Doorgaan naar inhoud

Doorgaan naar inhoudsopgave

Abisaï

Abisaï

(Abi̱saï) [misschien: Vader is (bestaat)].

De zoon van Davids zuster of halfzuster Zeruja; een broer van Joab en Asaël. — 2Sa 2:18; 1Kr 2:15, 16.

Abisaï genoot door zijn dapperheid meer onderscheiding dan de dertig sterke krijgslieden over wie hij als overste was aangesteld, en zijn reputatie evenaarde zelfs die van de drie sterkste mannen van David, want hij sloeg eens helemaal alleen 300 vijanden neer, maar „hij [reikte] niet tot het peil van de eerste drie”. — 2Sa 23:18, 19.

Abisaï steunde zijn oom David loyaal in al diens veldtochten, maar hij had de neiging impulsief en meedogenloos te zijn en moest soms ingetoomd worden. Toen hij bijvoorbeeld ’s nachts met David de legerplaats van Saul was binnengeslopen, zou hij, als David hem er niet van had weerhouden, de slapende Saul, „de gezalfde van Jehovah”, met diens eigen speer aan de grond hebben gespietst (1Sa 26:6-9). Tijdens de opstand van Absalom moest Abisaï er tweemaal van worden weerhouden Simeï, die de koning vervloekte, te onthoofden. David kon echter niet verhinderen dat Abisaï zich medeschuldig maakte aan de dood van Abner. — 2Sa 3:30; 16:9-11; 19:21-23.

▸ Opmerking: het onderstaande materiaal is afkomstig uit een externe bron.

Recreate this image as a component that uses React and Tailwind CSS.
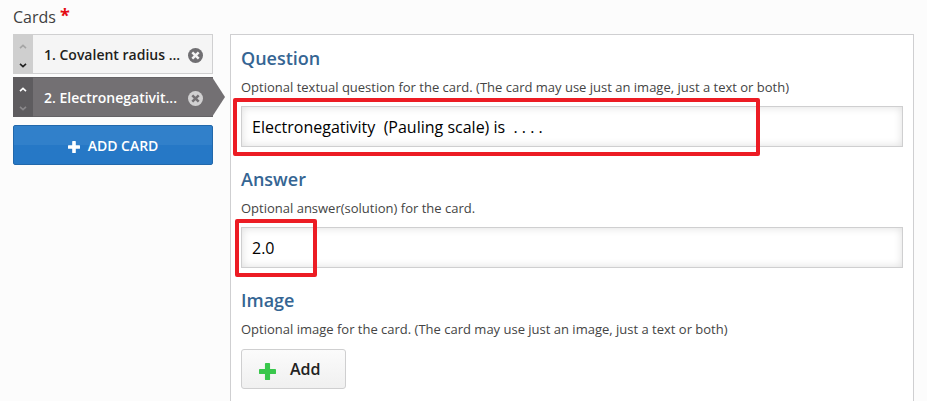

Abisaï had bekendheid gekregen doordat hij de leiding had genomen bij het verslaan van 18.000 Edomieten en ook doordat onder zijn leiding de Ammonieten op de vlucht werden gedreven. Voorts werkte hij mee aan het neerslaan van de opstand van Seba, een nietswaardige Benjaminiet. Als Abisaï er niet geweest was, zou David gedurende zijn laatste strijd waarover een bericht staat opgetekend, door een Filistijnse reus zijn gedood. — 1Kr 18:12; 19:11-15; 2Sa 20:1, 6; 21:15-17.